Sunumun son bölümündeki tartışmalar, teoriyle ilişkili çeşitli konuları gündeme getirmiştir:

  • Örnek Kişilikler: Katılımcılar, 5. seviyeye ulaşmış kişiliklere örnek olarak Nazi kampından sağ kurtulan psikolog Victor Frankl ve Mustafa Kemal Atatürk'ü göstermişlerdir. Ayrıca, tanınmamış olsalar bile bir kasabadaki veya aile içindeki "bilge" insanların da bu seviyeye örnek olabileceği belirtilmiştir.
  • İnsan Doğası: Bir katılımcı, Rutger Bregman'ın Humankind kitabına atıfta bulunarak, insan doğasının temelde iyi olduğu ve toplumun bu varsayım üzerine kurulması gerektiği fikrini paylaşmıştır.
  • Sosyal Medyanın Etkisi:
    • Sosyal medya, insanların olmak istedikleri karakteri (ikonu) oynadıkları bir sahne olarak tanımlanmıştır.
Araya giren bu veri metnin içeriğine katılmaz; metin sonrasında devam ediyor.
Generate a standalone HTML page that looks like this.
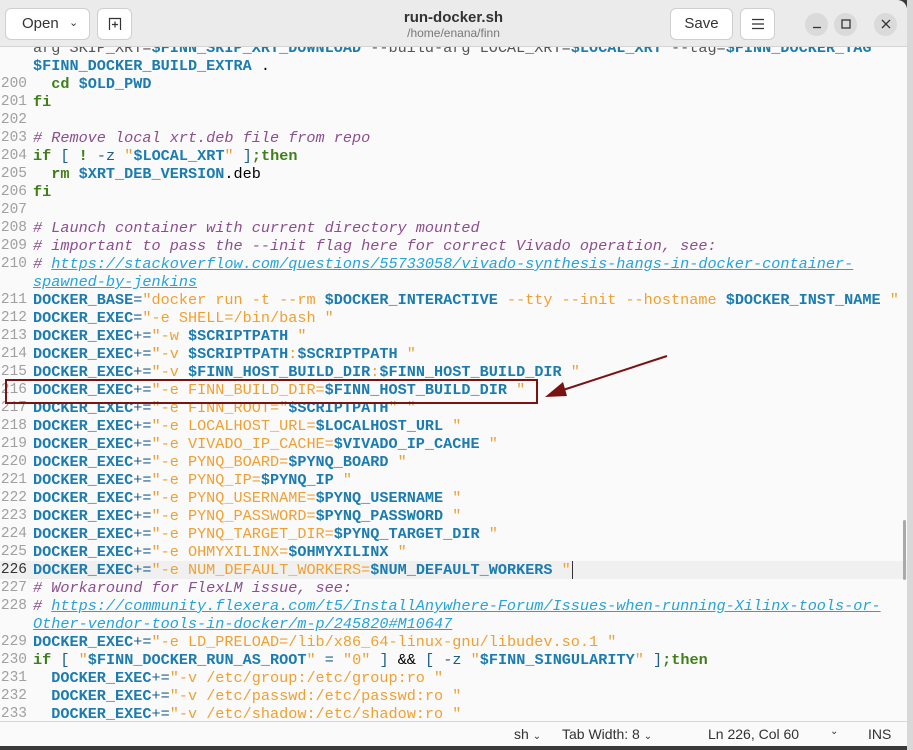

Özellikle Instagram'da sergilenen "iyi insan" imajının, gerçek hayattaki narsistik ve aşağılayıcı tavırlarla çeliştiği gözlemlenmiştir.
    • Twitter gibi platformlarda sürekli bir "kim daha iyi" kavgası olduğu ve bunun kutuplaşmayı körüklediği ifade edilmiştir.
    • Sosyal medyanın yarattığı sürekli uyaran bombardımanının insan doğasına aykırı olduğu ve bundan korunmanın en iyi yolunun maruziyeti azaltmak olduğu vurgulanmıştır.
  • Liderlik ve Bireysel Düşünme: Toplumun çoğunluğunun düşünmek istemediği ve hazır bir lideri takip etmenin daha kolay geldiği, ancak bunun Çiftlik Bank örneğindeki gibi tehlikeli sonuçlar doğurabileceği belirtilmiştir. Herkesin kendi aklını kullanmasının önemi vurgulanmıştır.
  • Ait Olma Hissi ve Sosyal Onay: Ait olma hissinin, Etmen 2'nin (çevresel etki) ana itici gücü olduğu ve grubun reddinin ölümcül sonuçlar doğurabildiği belirtilmiştir. Ancak 5. seviyedeki bir bireyin, itaat ederek değil, topluma faydalı bir insan olarak değer yaratarak bu ihtiyacı karşılayabileceği ifade edilmiştir.